Plus, while from an archive perspective the decisions that a court makes is just a record, from a legal perspective all courts develop the law through making decisions in particular cases and setting precedents, and a judgement is where you find that out.
Also, important information doesn't keep itself and the technologies we use for keeping digital information are here today and gone tomorrow - so if you want the information to survive, someone needs to do some work. And that's what we’re for.
Therefore, Sheridan needed to share judgements with not just the public and legal professionals, but also users of the data who need it for their own products or service, and AI researchers who want to build predictive models of how a court makes decisions.

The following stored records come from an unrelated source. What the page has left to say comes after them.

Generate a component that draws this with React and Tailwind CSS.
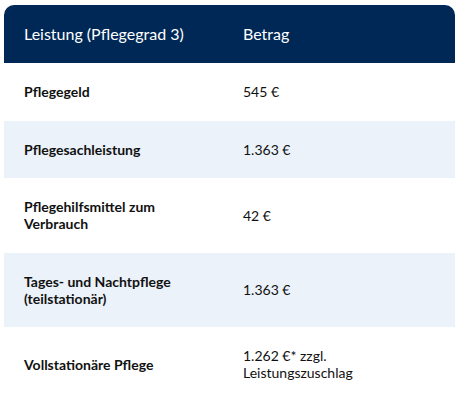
const rows = [
  { label: 'Pflegegeld', value: '545 €' },
  { label: 'Pflegesachleistung', value: '1.363 €' },
  { label: 'Pflegehilfsmittel zum Verbrauch', value: '42 €' },
  { label: 'Tages- und Nachtpflege (teilstationär)', value: '1.363 €' },
  { label: 'Vollstationäre Pflege', value: '1.262 €* zzgl. Leistungszuschlag' },
];

export default function App() {
  return (
    <div className="min-h-[414px] bg-white pl-[4px] pr-[5px] pt-[5px]" style={{ fontFamily: 'Lato, "Open Sans", sans-serif' }}>
      <div className="w-[451px]">
        <div className="grid h-[58px] grid-cols-[219px_1fr] items-center rounded-t-[10px] bg-[#002856] text-[16px] leading-[18px] text-white">
          <div className="pl-5">Leistung (Pflegegrad 3)</div>
          <div className="pl-5">Betrag</div>
        </div>
        {rows.map((row, i) => (
          <div
            key={row.label}
            className={`grid grid-cols-[219px_1fr] items-center text-[14px] leading-[17px] text-[#111] ${i % 2 === 1 ? 'bg-[#ebf2fa]' : 'bg-white'}`}
          >
            <div className="py-[20.25px] pl-5 pr-6 font-bold">{row.label}</div>
            <div className="py-[20.25px] pl-5 pr-10">{row.value}</div>
          </div>
        ))}
      </div>
    </div>
  );
}
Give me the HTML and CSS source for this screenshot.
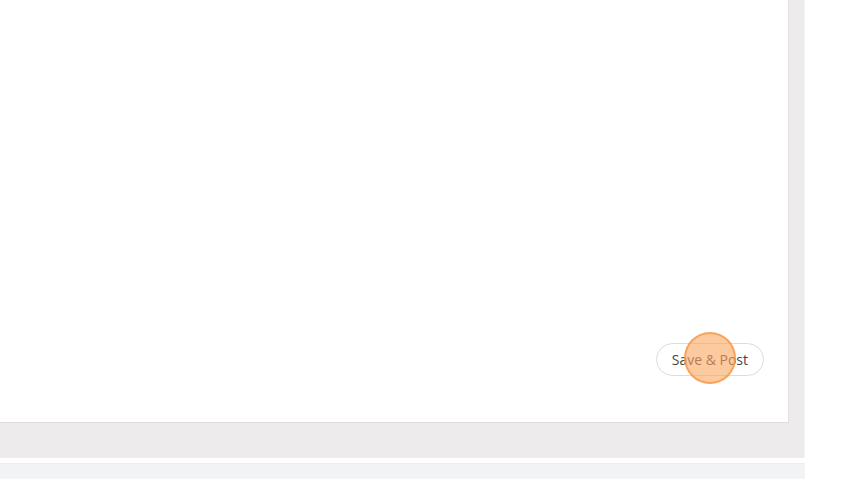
FILE: index.html
```html
<!DOCTYPE html>
<html>
<head>
    <title>Post Editor</title>
    <link rel="stylesheet" href="styles.css">
</head>
<body>
    <div class="page">
        <div class="panel">
            <div class="card">
                <div class="editor"></div>
                <div class="actions">
                    <button type="button" class="btn-post">Save &amp; Post</button>
                    <span class="click-marker"></span>
                </div>
            </div>
        </div>
        <div class="spacer"></div>
        <div class="next-bar"></div>
    </div>
</body>
</html>
```
FILE: styles.css
```css
body {
    font-family: "Open Sans", Arial, sans-serif;
    margin: 0;
    padding: 0;
    background-color: #fff;
}
.page {
    width: 805px;
}
.panel {
    background-color: #edebeb;
    padding: 0 15px 35px 0;
    border-right: 1px solid #f5f5f5;
}
.card {
    background-color: #fff;
    height: 423px;
    border-bottom: 1px solid #dedcdc;
    border-right: 1px solid #e2e0e0;
    display: flex;
    flex-direction: column;
    box-sizing: border-box;
}
.editor {
    flex: 1;
}
.actions {
    display: flex;
    justify-content: flex-end;
    padding: 0 24px 46px 0;
    position: relative;
}
.btn-post {
    font-family: "Open Sans", Arial, sans-serif;
    font-size: 14px;
    color: #444;
    background-color: #fff;
    border: 1px solid #dcdcdc;
    border-radius: 17px;
    height: 33px;
    padding: 0 15px;
}
.click-marker {
    position: absolute;
    right: 52px;
    top: -11px;
    width: 52px;
    height: 52px;
    border-radius: 50%;
    background-color: rgba(251, 165, 95, 0.6);
    border: 2px solid rgba(245, 150, 70, 0.75);
    box-sizing: border-box;
}
.spacer {
    height: 5px;
}
.next-bar {
    height: 14px;
    background-color: #f2f3f4;
    border-top: 1px solid #eceeef;
    border-bottom: 1px solid #f5f6f7;
}
```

Sheridan’s colleague, Nicki Welch, a Service Owner for Access to Digital Records at the institution, explains that the output needed to be both easy for website and mobile visitors to handle but also for this large body of data users, too.
The judgments we deal with can be hundreds of pages long, and often at least 20 to 30 pages. We have to be aware of the size of the document, and not just how it's going to look on the web to users, but how people are going to navigate through them.
So, our documents have a bit of a complicated shape, but you also want to pass on a lot of quite rich metadata to do stuff with.
That meant that a standard business relational database approach for all this semi-structured documentation would not be ideal as a basis for a new system, she says.
Semi-structured, with rich metadata
National Archives was already using the data software it eventually applied to deal with these problems in publishing legislation, says Sheridan.
We built a transformation tool ourselves that converts the Word files we get straight from places like the Privy Council Supreme Court and High Courts into a particular standard of XML called legal document markup language.
That's available on the website, should you want it via our API, and then we transform it into HTML5, which is what we feel the public should expect from a modern digital service. And then we also provide the PDF as well, just in case users want to be able to download or print out the judgement.
Sheridan points out that the service is believed to be the first live service based on the current legal document markup language standard.
Welch says that the system has quickly become popular, with over 3000 judgments published since launch. Access is also strong on mobile, he says, with 42% of users visiting the service from devices other than desktops. She says:
We don't publish every judgement from every court; we take judgments from the Courts of Record, but we’re up to at least 15 or so 20 judgments a day when those highest courts are in session.
Summing up the impact of Find Case Law, Sheridan says:
We had three main targets for the service: one, accessibility - and that's not just access, but true accessibility, so making this content easier to read for everyone; a judgement looks great on your mobile phone, which no one had really done before. Two, to fulfil our obligation on long term preservation, as our job is to preserve what’s important; and three, enable reuse - that you can take this data and do things with it, as it’s not just a bag of Word documents, but well-modelled data.
Improving the quality of British justice system data
Once fully bedded in, the eventual aim is to fully meet The Digital Justice Report’s call to improve the quality and accessibility of justice system data across the British legal system.
Eventually, all Judicial Review rulings, European case law, commercial judgments and many more cases of legal significance from the High Court, Upper Tier Tribunal, and the Court of Appeal will be made available through the service, say the team.
Beyond that, intriguing potential next steps for NoSQL document database and metadata at National Archives, says Sheridan, include the first steps to a knowledge graph. He says:
One of the nice things about the software we’re using is that it allows us to store documents in a standard document format but also useful information in a knowledge graph alongside that document. So where one judgement refers to another or where it refers to a piece of legislation, we’d like to turn all those references and citations into a graph alongside other information, like which court this was from, and who the parties were.
A graph like that will be very interesting because it might tell you what the most influential judgments have been, or what the most litigated pieces of legislation are, and so on.
In the shorter term, adds Welch, as her team is already marking up the XML to connect to references to other cases.